> **Brief**
Please transcribe the listing below in full and word for word, without its pictures.
[START Collected material]
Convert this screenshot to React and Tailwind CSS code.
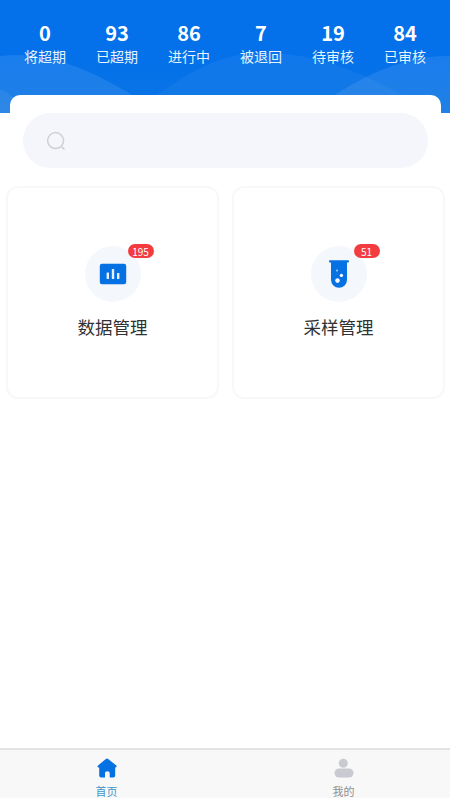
import React from "react";

const stats = [
  { label: "将超期", value: 0 },
  { label: "已超期", value: 93 },
  { label: "进行中", value: 86 },
  { label: "被退回", value: 7 },
  { label: "待审核", value: 19 },
  { label: "已审核", value: 84 },
];

function ChartIcon() {
  return (
    <svg width="28" height="22" viewBox="0 0 28 22">
      <rect x="0.8" y="0.8" width="26.4" height="20.4" rx="2.2" fill="#0571e3" />
      <g fill="#e6f1fd">
        <rect x="7.6" y="9.5" width="2.4" height="6.5" rx="0.5" />
        <rect x="12.8" y="6" width="2.4" height="10" rx="0.5" />
        <rect x="18" y="10" width="2.4" height="6" rx="0.5" />
      </g>
    </svg>
  );
}

function TubeIcon() {
  return (
    <svg width="22" height="30" viewBox="0 0 22 30">
      <path
        d="M1.8 1.2h18.4a.8.8 0 0 1 .8.8v.6a.8.8 0 0 1-.8.8H19V20.8a8 8 0 0 1-16 0V3.4H1.8a.8.8 0 0 1-.8-.8V2a.8.8 0 0 1 .8-.8z"
        fill="#0571e3"
      />
      <g fill="#f4f8fd">
        <circle cx="9" cy="11.5" r="1" opacity="0.7" />
        <circle cx="13.4" cy="16.4" r="1.7" />
        <circle cx="9.5" cy="21.6" r="2.3" />
      </g>
    </svg>
  );
}

const menus = [
  { title: "数据管理", count: 195, icon: <ChartIcon /> },
  { title: "采样管理", count: 51, icon: <TubeIcon /> },
];

export default function App() {
  return (
    <div className="w-[450px] h-[800px] flex flex-col bg-white overflow-hidden font-['Noto_Sans_CJK_SC',sans-serif]">
      {/* Header */}
      <header className="relative h-[113px] shrink-0 bg-[#0471eb] overflow-hidden">
        <svg
          className="absolute inset-0"
          width="450"
          height="113"
          viewBox="0 0 450 113"
        >
          <defs>
            <linearGradient id="shade" x1="0" y1="0" x2="0" y2="1">
              <stop offset="0.5" stopColor="#0471eb" />
              <stop offset="1" stopColor="#0a74e2" />
            </linearGradient>
            <linearGradient id="wave" x1="0" y1="0" x2="0" y2="1">
              <stop offset="0" stopColor="#fff" stopOpacity="0.05" />
              <stop offset="1" stopColor="#fff" stopOpacity="0.03" />
            </linearGradient>
          </defs>
          <rect width="450" height="113" fill="url(#shade)" />
          <path
            d="M148 101C184 77 214 53 263 53C322 53 365 75 408 98V113H148z"
            fill="url(#wave)"
          />
          <path
            d="M0 56C42 51 84 65 137 98V113H0z"
            fill="#fff"
            fillOpacity="0.09"
          />
          <path
            d="M330 98C368 73 408 55 450 56V113H330z"
            fill="#fff"
            fillOpacity="0.09"
          />
          <path d="M0 89Q7 92 14 98V113H0z" fill="#fff" fillOpacity="0.06" />
        </svg>
        <div className="relative grid grid-cols-6 px-[9px] pt-[19px] text-white text-center">
          {stats.map((s) => (
            <div key={s.label}>
              <div className="text-[20px] leading-[28px] font-bold">
                {s.value}
              </div>
              <div className="text-[14px] leading-[18px] text-[#e6f3fb]">
                {s.label}
              </div>
            </div>
          ))}
        </div>
      </header>

      {/* Search */}
      <div className="relative z-10 -mt-[18px] mx-[10px] w-[431px] shrink-0 bg-white rounded-t-[10px] pt-[18px] px-[13px]">
        <div className="h-[55px] w-[405px] rounded-full bg-[#f4f6fb] flex items-center pl-[23px]">
          <svg
            width="20"
            height="20"
            viewBox="0 0 20 20"
            fill="none"
            stroke="#cfd0d4"
            strokeWidth="1.5"
          >
            <circle cx="9.6" cy="9.6" r="8" />
            <path d="M15.5 15.5L18.5 18.5" />
          </svg>
        </div>
      </div>

      {/* Menu cards */}
      <main className="flex-1 flex items-start gap-[13px] pl-[6px] pt-[18px]">
        {menus.map((m) => (
          <div
            key={m.title}
            className="w-[213px] h-[213px] shrink-0 rounded-[12px] border-2 border-[#f8f8f8] flex flex-col items-center pt-[58px]"
          >
            <div className="relative w-[56px] h-[56px] rounded-full bg-[#f4f7fc] flex items-center justify-center">
              {m.icon}
              <span className="absolute left-[43px] -top-[2px] w-[26px] h-[14px] rounded-full bg-[#f23c3f] text-white text-[10px] leading-[15px] text-center">
                {m.count}
              </span>
            </div>
            <div className="mt-[11px] text-[17.5px] leading-[27px] text-[#303133]">
              {m.title}
            </div>
          </div>
        ))}
      </main>

      {/* Tab bar */}
      <nav className="h-[50px] mb-[2px] shrink-0 flex bg-[#f8f8f8] border-t-2 border-[#e3e3e3] text-[11px] leading-[16px] text-center overflow-hidden">
        <div className="w-[213px] flex flex-col items-center pt-[8px] text-[#3f97cb]">
          <svg className="shrink-0" width="20" height="20" viewBox="0 0 20 20" fill="#0571e3">
            <path d="M8.9.9Q10 0 11.1.9L19.3 7.5Q20.2 9.3 18.5 9.4H18.2V17.3Q18.2 19.5 16.3 19.5H12.7V15Q12.7 13.2 10.4 13.2Q8 13.2 8 15V19.5H4.2Q2.2 19.5 2.2 17.3V9.4H1.6Q-.2 9.3 1 7.5z" />
          </svg>
          <div className="mt-[5px]">首页</div>
        </div>
        <div className="w-[237px] flex flex-col items-center pl-[24px] pt-[8px] text-[#8e8e8e]">
          <svg className="shrink-0" width="20" height="20" viewBox="0 0 20 20" fill="#c9cad1">
            <circle cx="9.3" cy="5.2" r="4.5" />
            <rect x="0.5" y="10.4" width="19" height="9.1" rx="4.5" />
          </svg>
          <div className="mt-[5px]">我的</div>
        </div>
      </nav>
    </div>
  );
}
[END Collected material]
> **Result for this task**
Convert this screenshot to React and Tailwind CSS code.
import React from "react";

const stats = [
  { label: "将超期", value: 0 },
  { label: "已超期", value: 93 },
  { label: "进行中", value: 86 },
  { label: "被退回", value: 7 },
  { label: "待审核", value: 19 },
  { label: "已审核", value: 84 },
];

function ChartIcon() {
  return (
    <svg width="28" height="22" viewBox="0 0 28 22">
      <rect x="0.8" y="0.8" width="26.4" height="20.4" rx="2.2" fill="#0571e3" />
      <g fill="#e6f1fd">
        <rect x="7.6" y="9.5" width="2.4" height="6.5" rx="0.5" />
        <rect x="12.8" y="6" width="2.4" height="10" rx="0.5" />
        <rect x="18" y="10" width="2.4" height="6" rx="0.5" />
      </g>
    </svg>
  );
}

function TubeIcon() {
  return (
    <svg width="22" height="30" viewBox="0 0 22 30">
      <path
        d="M1.8 1.2h18.4a.8.8 0 0 1 .8.8v.6a.8.8 0 0 1-.8.8H19V20.8a8 8 0 0 1-16 0V3.4H1.8a.8.8 0 0 1-.8-.8V2a.8.8 0 0 1 .8-.8z"
        fill="#0571e3"
      />
      <g fill="#f4f8fd">
        <circle cx="9" cy="11.5" r="1" opacity="0.7" />
        <circle cx="13.4" cy="16.4" r="1.7" />
        <circle cx="9.5" cy="21.6" r="2.3" />
      </g>
    </svg>
  );
}

const menus = [
  { title: "数据管理", count: 195, icon: <ChartIcon /> },
  { title: "采样管理", count: 51, icon: <TubeIcon /> },
];

export default function App() {
  return (
    <div className="w-[450px] h-[800px] flex flex-col bg-white overflow-hidden font-['Noto_Sans_CJK_SC',sans-serif]">
      {/* Header */}
      <header className="relative h-[113px] shrink-0 bg-[#0471eb] overflow-hidden">
        <svg
          className="absolute inset-0"
          width="450"
          height="113"
          viewBox="0 0 450 113"
        >
          <defs>
            <linearGradient id="shade" x1="0" y1="0" x2="0" y2="1">
              <stop offset="0.5" stopColor="#0471eb" />
              <stop offset="1" stopColor="#0a74e2" />
            </linearGradient>
            <linearGradient id="wave" x1="0" y1="0" x2="0" y2="1">
              <stop offset="0" stopColor="#fff" stopOpacity="0.05" />
              <stop offset="1" stopColor="#fff" stopOpacity="0.03" />
            </linearGradient>
          </defs>
          <rect width="450" height="113" fill="url(#shade)" />
          <path
            d="M148 101C184 77 214 53 263 53C322 53 365 75 408 98V113H148z"
            fill="url(#wave)"
          />
          <path
            d="M0 56C42 51 84 65 137 98V113H0z"
            fill="#fff"
            fillOpacity="0.09"
          />
          <path
            d="M330 98C368 73 408 55 450 56V113H330z"
            fill="#fff"
            fillOpacity="0.09"
          />
          <path d="M0 89Q7 92 14 98V113H0z" fill="#fff" fillOpacity="0.06" />
        </svg>
        <div className="relative grid grid-cols-6 px-[9px] pt-[19px] text-white text-center">
          {stats.map((s) => (
            <div key={s.label}>
              <div className="text-[20px] leading-[28px] font-bold">
                {s.value}
              </div>
              <div className="text-[14px] leading-[18px] text-[#e6f3fb]">
                {s.label}
              </div>
            </div>
          ))}
        </div>
      </header>

      {/* Search */}
      <div className="relative z-10 -mt-[18px] mx-[10px] w-[431px] shrink-0 bg-white rounded-t-[10px] pt-[18px] px-[13px]">
        <div className="h-[55px] w-[405px] rounded-full bg-[#f4f6fb] flex items-center pl-[23px]">
          <svg
            width="20"
            height="20"
            viewBox="0 0 20 20"
            fill="none"
            stroke="#cfd0d4"
            strokeWidth="1.5"
          >
            <circle cx="9.6" cy="9.6" r="8" />
            <path d="M15.5 15.5L18.5 18.5" />
          </svg>
        </div>
      </div>

      {/* Menu cards */}
      <main className="flex-1 flex items-start gap-[13px] pl-[6px] pt-[18px]">
        {menus.map((m) => (
          <div
            key={m.title}
            className="w-[213px] h-[213px] shrink-0 rounded-[12px] border-2 border-[#f8f8f8] flex flex-col items-center pt-[58px]"
          >
            <div className="relative w-[56px] h-[56px] rounded-full bg-[#f4f7fc] flex items-center justify-center">
              {m.icon}
              <span className="absolute left-[43px] -top-[2px] w-[26px] h-[14px] rounded-full bg-[#f23c3f] text-white text-[10px] leading-[15px] text-center">
                {m.count}
              </span>
            </div>
            <div className="mt-[11px] text-[17.5px] leading-[27px] text-[#303133]">
              {m.title}
            </div>
          </div>
        ))}
      </main>

      {/* Tab bar */}
      <nav className="h-[50px] mb-[2px] shrink-0 flex bg-[#f8f8f8] border-t-2 border-[#e3e3e3] text-[11px] leading-[16px] text-center overflow-hidden">
        <div className="w-[213px] flex flex-col items-center pt-[8px] text-[#3f97cb]">
          <svg className="shrink-0" width="20" height="20" viewBox="0 0 20 20" fill="#0571e3">
            <path d="M8.9.9Q10 0 11.1.9L19.3 7.5Q20.2 9.3 18.5 9.4H18.2V17.3Q18.2 19.5 16.3 19.5H12.7V15Q12.7 13.2 10.4 13.2Q8 13.2 8 15V19.5H4.2Q2.2 19.5 2.2 17.3V9.4H1.6Q-.2 9.3 1 7.5z" />
          </svg>
          <div className="mt-[5px]">首页</div>
        </div>
        <div className="w-[237px] flex flex-col items-center pl-[24px] pt-[8px] text-[#8e8e8e]">
          <svg className="shrink-0" width="20" height="20" viewBox="0 0 20 20" fill="#c9cad1">
            <circle cx="9.3" cy="5.2" r="4.5" />
            <rect x="0.5" y="10.4" width="19" height="9.1" rx="4.5" />
          </svg>
          <div className="mt-[5px]">我的</div>
        </div>
      </nav>
    </div>
  );
}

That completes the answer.